De plus, la force pédagogique tient aussi dans la façon dont l'auteur, sans rester en surface, prend le temps de définir ce dont il parle, énonçant les lois fondamentales du montage, lesquelles pouvant sonner comme des évidences d'une banalité confondante. Luc Forveille rappelle pourtant qu'elles ont dû être découvertes, pensées, éprouvées et qu'elles peuvent être contredites. Il se sert de trois plans d’Il était une fois dans l’ouest (Sergio Leone, 1969) qu’il combine de différentes façons pour montrer que ce qui précède donne sens à ce qui suit. Mais il revient ensuite sur l’expérience de Koulechov (1921), qui vient nuancer cette idée. Cette expérience consiste à utiliser le même plan fixe du visage neutre d’un acteur, répété plusieurs fois. À chaque occurrence, ce plan est intercalé avec un autre : un bol de soupe, une femme dans un cercueil, une fillette jouant. Le public croit alors percevoir sur le visage de l’acteur successivement la faim, le deuil et la tendresse. Pourtant le plan reste toujours identique. Luc Forveille en tire une conclusion inverse à celle observée plus tôt : ici, c’est le plan qui suit qui modifie le sens de celui qui le précède. Le stimulant ne vient qu’après.
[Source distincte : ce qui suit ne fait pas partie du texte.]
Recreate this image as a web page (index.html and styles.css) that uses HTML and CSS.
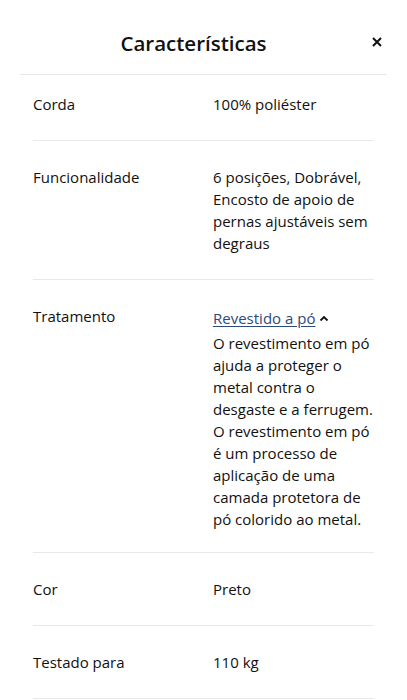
FILE: index.html
```html
<!DOCTYPE html>
<html>
<head>
	<title>Características</title>
	<link rel="stylesheet" href="styles.css">
</head>
<body>
	<div class="sheet">
		<div class="sheet-header">
			<h1 class="sheet-title">Características</h1>
			<button class="close-btn" aria-label="Fechar">
				<svg width="10" height="10" viewBox="0 0 10 10">
					<path d="M1 1 L9 9 M9 1 L1 9" stroke="#111" stroke-width="2" fill="none"/>
				</svg>
			</button>
		</div>

		<div class="spec-list">
			<div class="spec-row first">
				<div class="spec-label">Corda</div>
				<div class="spec-value">100% poliéster</div>
			</div>
			<div class="spec-row">
				<div class="spec-label">Funcionalidade</div>
				<div class="spec-value">6 posições, Dobrável, Encosto de apoio de pernas ajustáveis sem degraus</div>
			</div>
			<div class="spec-row expanded">
				<div class="spec-label">Tratamento</div>
				<div class="spec-value">
					<div class="toggle">
						<a href="#" class="toggle-link">Revestido a pó</a>
						<svg class="chevron" width="10" height="7" viewBox="0 0 10 7">
							<path d="M1.5 5.5 L5 2 L8.5 5.5" stroke="#111" stroke-width="1.8" fill="none"/>
						</svg>
					</div>
					<p class="toggle-text">O revestimento em pó ajuda a proteger o metal contra o desgaste e a ferrugem. O revestimento em pó é um processo de aplicação de uma camada protetora de pó colorido ao metal.</p>
				</div>
			</div>
			<div class="spec-row">
				<div class="spec-label">Cor</div>
				<div class="spec-value">Preto</div>
			</div>
			<div class="spec-row">
				<div class="spec-label">Testado para</div>
				<div class="spec-value">110 kg</div>
			</div>
		</div>
	</div>
</body>
</html>
```

FILE: styles.css
```css
body {
	margin: 0;
	padding: 0;
	background-color: #fff;
	font-family: "Open Sans", "Noto Sans", Arial, sans-serif;
	color: #111;
}

.sheet {
	width: 100%;
}

.sheet-header {
	display: flex;
	align-items: center;
	height: 74px;
	margin: 0 20px;
	border-bottom: 1px solid #e8e8e8;
}

.sheet-title {
	flex: 1;
	margin: 0;
	text-align: center;
	font-size: 20.5px;
	font-weight: 600;
	line-height: 28px;
	padding-top: 12px;
}

.close-btn {
	width: 20px;
	height: 20px;
	padding: 0;
	border: none;
	background: none;
	display: flex;
	align-items: center;
	justify-content: center;
	margin-top: 10px;
}

.spec-list {
	margin: 0 33px;
}

.spec-row {
	display: flex;
	padding: 25px 0;
	border-bottom: 1px solid #e8e8e8;
	font-size: 15px;
	line-height: 22px;
}

.spec-row.first {
	padding-top: 18px;
}

.spec-row.expanded {
	padding-bottom: 22px;
}

.spec-label {
	width: 180px;
	flex-shrink: 0;
}

.spec-value {
	flex: 1;
}

.toggle {
	display: flex;
	align-items: center;
	margin-top: 2px;
	margin-bottom: 3px;
}

.toggle-link {
	color: #2d4a7c;
	text-decoration: underline;
	text-underline-offset: 2px;
}

.chevron {
	margin-left: 4px;
}

.toggle-text {
	margin: 0;
}
```
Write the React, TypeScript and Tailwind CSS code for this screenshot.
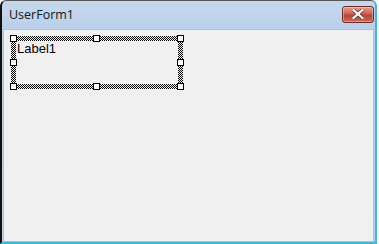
import React from "react";

const hatch =
  "bg-[conic-gradient(#000_25%,transparent_0_50%,#000_0_75%,transparent_0)] bg-[length:2px_2px]";

function Handle({ cls }: { cls: string }) {
  return <div className={`absolute w-[7px] h-[7px] bg-white border border-black ${cls}`} />;
}

export default function App() {
  return (
    <div className="w-[379px] h-[244px] bg-white overflow-hidden">
      <div className="w-[377px] h-[244px] flex flex-col rounded-t-[6px] border-t border-l-2 border-r-2 border-b-2 border-t-[#555] border-l-[#111] border-r-[#3fb6dc] border-b-[#3fb6dc] bg-[linear-gradient(#c6d8ee,#b9d0ea_30px,#bcd2ea)]">
        <div className="h-[28px] flex items-center justify-between pl-[7px] pr-[1px] shrink-0">
          <span
            className="text-[12.5px] text-[#141414] leading-none mt-[1px]"
            style={{ fontFamily: '"Open Sans", "Noto Sans", sans-serif' }}
          >
            UserForm1
          </span>
          <div className="w-[32px] h-[17px] mt-[-2px] rounded-[3px] border border-[#6b2a24] bg-[linear-gradient(#e4a094,#cc6152_45%,#bb4535_55%,#c8695a)] flex items-center justify-center shadow-[inset_0_0_0_1px_rgba(255,255,255,0.35)]">
            <svg width="12" height="10" viewBox="0 0 12 10">
              <path
                d="M1.5 1 L10.5 9 M10.5 1 L1.5 9"
                stroke="#5a2a25"
                strokeWidth="3.6"
                strokeLinecap="square"
              />
              <path
                d="M1.5 1 L10.5 9 M10.5 1 L1.5 9"
                stroke="#ffffff"
                strokeWidth="2.2"
                strokeLinecap="square"
              />
            </svg>
          </div>
        </div>
        <div className="flex-1 mx-[1px] border border-[#a9c4e2] bg-[#f0f0f0] pl-[6px] pt-[5px]">
          <div className="relative w-[174px] h-[55px] p-[1px]">
            <div className={`w-full h-full p-[5px] ${hatch}`}>
              <div className="w-full h-full bg-[#f0f0f0]">
                <span
                  className="block text-[13px] leading-none text-black pt-[1px] pl-[1px]"
                  style={{ fontFamily: '"Liberation Sans", Arial, sans-serif' }}
                >
                  Label1
                </span>
              </div>
            </div>
            <Handle cls="left-0 top-0" />
            <Handle cls="left-[83px] top-0" />
            <Handle cls="right-0 top-0" />
            <Handle cls="left-0 top-[24px]" />
            <Handle cls="right-0 top-[24px]" />
            <Handle cls="left-0 bottom-0" />
            <Handle cls="left-[83px] bottom-0" />
            <Handle cls="right-0 bottom-0" />
          </div>
        </div>
      </div>
    </div>
  );
}
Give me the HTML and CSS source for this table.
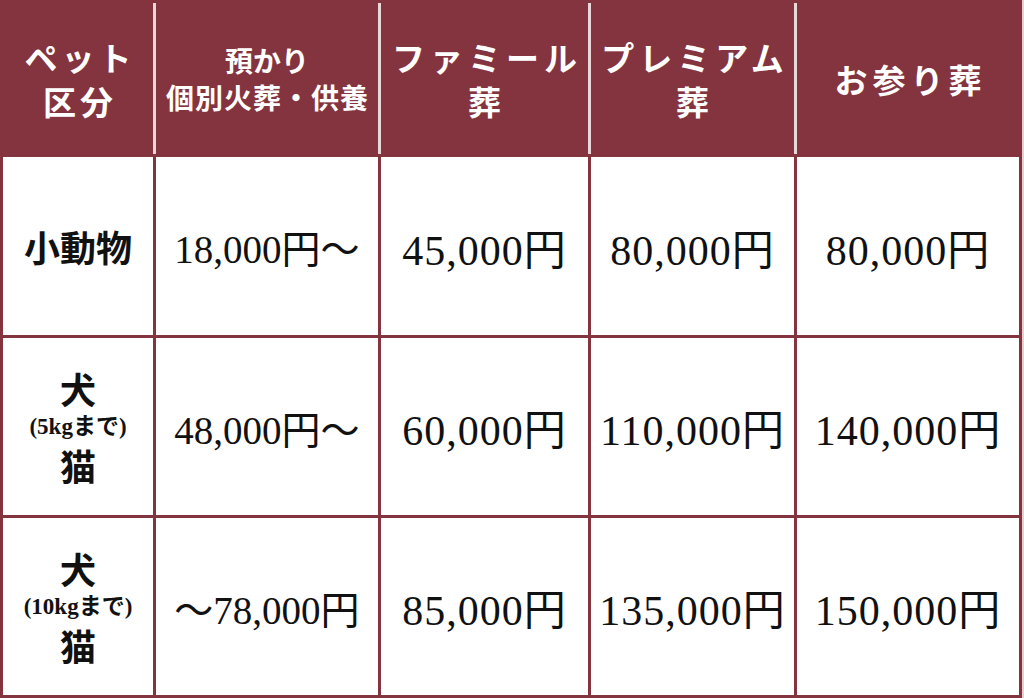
FILE: index.html
```html
<!DOCTYPE html>
<html lang="ja">
<head>
<meta charset="utf-8">
<title>料金表</title>
<link rel="stylesheet" href="styles.css">
</head>
<body>
<div class="price-table">
  <div class="cell head first"><span class="h-big">ペット</span><span class="h-big">区分</span></div>
  <div class="cell head"><span class="h-sm1">預かり</span><span class="h-sm2">個別火葬・供養</span></div>
  <div class="cell head"><span class="h-mid">ファミール</span><span class="h-mid">葬</span></div>
  <div class="cell head"><span class="h-mid">プレミアム</span><span class="h-mid">葬</span></div>
  <div class="cell head"><span class="h-mid">お参り葬</span></div>

  <div class="cell kind"><span class="k-big">小動物</span></div>
  <div class="cell price sub">18,000円～</div>
  <div class="cell price">45,000円</div>
  <div class="cell price">80,000円</div>
  <div class="cell price">80,000円</div>

  <div class="cell kind"><span class="k-big">犬</span><span class="k-sm">(5kgまで)</span><span class="k-big">猫</span></div>
  <div class="cell price sub">48,000円～</div>
  <div class="cell price">60,000円</div>
  <div class="cell price">110,000円</div>
  <div class="cell price">140,000円</div>

  <div class="cell kind"><span class="k-big">犬</span><span class="k-sm">(10kgまで)</span><span class="k-big">猫</span></div>
  <div class="cell price sub">～78,000円</div>
  <div class="cell price">85,000円</div>
  <div class="cell price">135,000円</div>
  <div class="cell price">150,000円</div>
</div>
</body>
</html>
```

FILE: styles.css
```css
html, body {
  margin: 0;
  padding: 0;
}
body {
  width: 1024px;
  height: 698px;
  background: #e8cdd1;
  overflow: hidden;
  font-family: "Liberation Serif", "Noto Sans CJK JP", serif;
}
.price-table {
  display: grid;
  grid-template-columns: 150px 222px 207px 203px 222px;
  grid-template-rows: 151px 178px 177px 177px;
  gap: 3px;
  padding: 3px;
  width: 1022px;
  height: 698px;
  box-sizing: border-box;
  background: #84343f;
}
.cell {
  display: flex;
  flex-direction: column;
  align-items: center;
  justify-content: center;
  text-align: center;
  white-space: nowrap;
}
.head {
  background: #84343f;
  color: #ffffff;
  font-family: "Noto Sans CJK JP", sans-serif;
  font-weight: 700;
}
.head:not(.first) {
  box-shadow: -3px 0 0 #e9d7da;
}
.h-big {
  font-size: 33px;
  line-height: 44px;
  letter-spacing: 4px;
  margin-right: -4px;
}
.h-sm1 {
  font-size: 28px;
  line-height: 37px;
}
.h-sm2 {
  font-size: 28px;
  line-height: 37px;
  letter-spacing: 1px;
  margin-right: -1px;
}
.h-mid {
  font-size: 33px;
  line-height: 44px;
  letter-spacing: 5px;
  margin-right: -5px;
}
.kind,
.price {
  background: #ffffff;
  color: #111111;
}
.kind {
  font-family: "Noto Sans CJK JP", sans-serif;
  font-weight: 700;
}
.k-big {
  font-size: 36px;
  line-height: 38px;
}
.k-sm {
  font-family: "Liberation Serif", "Noto Sans CJK JP", serif;
  font-size: 23px;
  line-height: 39px;
  font-weight: 700;
}
.price {
  font-size: 42px;
  letter-spacing: 1px;
  font-weight: 400;
}
.price.sub {
  font-size: 39px;
  letter-spacing: 0;
}
```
La pensée du faire est donc une pensée en perpétuel mouvement. Face au réel elle doute, se remet en question. Dans une salle de montage, les certitudes d'un jour peuvent être balayées le lendemain. Chaque loi édictée dans cet ouvrage se voit confrontée à ses contradictions. Ce que l'auteur partage n'est pas un ensemble de règles et de techniques qu'il s'agirait de calquer. C'est un état d'esprit, un vécu. Un exposé vivant pour une pensée mouvante. Parfois ponctué de récits à travers les notes prises par l'auteur au cours de plusieurs montages. C'est un ouvrage qui s'adresse à tout lecteur quelle que soit sa culture, son expérience et son rapport au cinéma. Dans la salle de montage se veut être un livre de chevet, relu et passé au Stabilo pour les jeunes réalisateurs et monteurs. Un voyage foisonnant invitant à découvrir ou se plonger plus en profondeur dans l'univers peu connu du documentaire. Un voyage qui commence en ouvrant la porte d'un monde plus mystérieux encore. Celui de la salle de montage.